Manta Data Lineage supports protection of data at rest and in motion.

Data

Data resides on customers hard drives and we recommend volume encryption to keep all data safe.

Communications

You can use TLS or SSL to encrypt communications to and from Manta Data Lineage.

FIPS

Manta Data Lineage supports FIPS (Federal Information Processing Standard) compliant encryption.

Using an allowlist to prevent SSRF attacks

In a Server Side Request Forgery (SSRF) attack, an attacker can create requests from a vulnerable server. Typically, this happens when an application accepts URLs, IP addresses, or domain names from a user who has access to the server. The attacker can use this vulnerability to inject URLs with port details or with internal IP addresses, and then observe the internal network or enable the application to process malicious code.

The most robust way to avoid an SSRF attack is to set up an allowlist for the DNS name or IP address that your application needs to access. Alternatively, if you use a blocklist, it's important to validate the user input properly. For example, do not allow requests to private (nonroutable) IP addresses. This can be configured on Keycloak.

Additional security measures

To protect your Manta Data Lineage instance, consider the following best practice.

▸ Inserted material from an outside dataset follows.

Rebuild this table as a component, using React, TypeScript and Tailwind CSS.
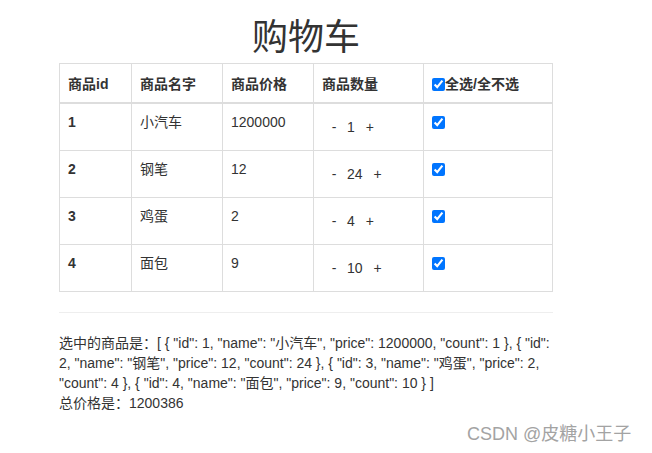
import { useState } from "react"

type Item = { id: number; name: string; price: number; count: number }

const initialItems: Item[] = [
  { id: 1, name: "小汽车", price: 1200000, count: 1 },
  { id: 2, name: "钢笔", price: 12, count: 24 },
  { id: 3, name: "鸡蛋", price: 2, count: 4 },
  { id: 4, name: "面包", price: 9, count: 10 },
]

export default function App() {
  const [items, setItems] = useState(initialItems)
  const [checked, setChecked] = useState<number[]>([1, 2, 3, 4])

  const allChecked = checked.length === items.length

  const changeCount = (id: number, delta: number) => {
    setItems(items.map((it) => (it.id === id ? { ...it, count: Math.max(1, it.count + delta) } : it)))
  }

  const toggle = (id: number) => {
    setChecked(checked.includes(id) ? checked.filter((c) => c !== id) : [...checked, id])
  }

  const toggleAll = () => {
    setChecked(allChecked ? [] : items.map((it) => it.id))
  }

  const selected = items.filter((it) => checked.includes(it.id))
  const total = selected.reduce((sum, it) => sum + it.price * it.count, 0)
  // mimic vue's {{ }} JSON output, flattened onto one line
  const selectedText =
    "[ " +
    selected
      .map((it) => `{ "id": ${it.id}, "name": "${it.name}", "price": ${it.price}, "count": ${it.count} }`)
      .join(", ") +
    " ]"

  return (
    <div className="relative min-h-[453px] bg-white font-['Liberation_Sans','Noto_Sans_CJK_SC',sans-serif] text-[14px] leading-[20px] text-[#333]">
      <div className="ml-[59px] w-[494px] pt-[14px]">
        {/* 标题 */}
        <h1 className="mb-[9px] text-center font-['Noto_Sans_CJK_SC',sans-serif] text-[36px] font-normal leading-[40px] text-[#333]">
          购物车
        </h1>

        <table className="w-full border-collapse border border-[#ddd]">
          <thead>
            <tr>
              <th className="w-[72px] border border-b-2 border-[#ddd] px-2 pt-[10px] pb-2 text-left align-bottom font-bold">商品id</th>
              <th className="w-[91px] border border-b-2 border-[#ddd] px-2 pt-[10px] pb-2 text-left align-bottom font-bold">商品名字</th>
              <th className="w-[91px] border border-b-2 border-[#ddd] px-2 pt-[10px] pb-2 text-left align-bottom font-bold">商品价格</th>
              <th className="w-[110px] border border-b-2 border-[#ddd] px-2 pt-[10px] pb-2 text-left align-bottom font-bold">商品数量</th>
              <th className="border border-b-2 border-[#ddd] px-2 pt-[10px] pb-2 text-left align-bottom font-bold">
                <label className="flex items-center">
                  <input
                    type="checkbox"
                    checked={allChecked}
                    onChange={toggleAll}
                    className="m-0 h-[13px] w-[13px]"
                  />
                  全选/全不选
                </label>
              </th>
            </tr>
          </thead>
          <tbody>
            {items.map((it) => (
              <tr key={it.id}>
                <td className="border border-[#ddd] p-2 align-top font-bold">{it.id}</td>
                <td className="border border-[#ddd] p-2 align-top">{it.name}</td>
                <td className="border border-[#ddd] p-2 align-top">{it.price}</td>
                <td className="border border-[#ddd] p-2 align-top">
                  <div className="flex h-[30px] items-center">
                    <button className="w-[24px] text-center" onClick={() => changeCount(it.id, -1)}>
                      -
                    </button>
                    <span className="ml-[1px]">{it.count}</span>
                    <button className="ml-[3px] w-[24px] text-center" onClick={() => changeCount(it.id, 1)}>
                      +
                    </button>
                  </div>
                </td>
                <td className="border border-[#ddd] p-2 align-top">
                  <input
                    type="checkbox"
                    checked={checked.includes(it.id)}
                    onChange={() => toggle(it.id)}
                    className="m-0 mt-[4px] block h-[13px] w-[13px]"
                  />
                </td>
              </tr>
            ))}
          </tbody>
        </table>

        <hr className="mt-[20px] mb-[20px] border-0 border-t border-[#eee]" />

        <div>
          <p>{`选中的商品是：${selectedText}`}</p>
          <p>{`总价格是：${total}`}</p>
        </div>
      </div>

      {/* 水印 */}
      <div className="absolute top-[422px] left-[467px] font-['Liberation_Sans','Noto_Sans_CJK_SC',sans-serif] text-[18px] leading-[24px] text-[#a3a3a3]">
        CSDN @皮糖小王子
      </div>
    </div>
  )
}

Setting up an elastic load balancer

To filter out unwanted network traffic, such as protecting against Distributed Denial of Service (DDoS) attacks, use an elastic load balancer that accepts only full HTTP connections. Using an elastic load balancer that is configured with an HTTP profile inspects the packets and forward only the HTTP requests that are complete to the Manta web server.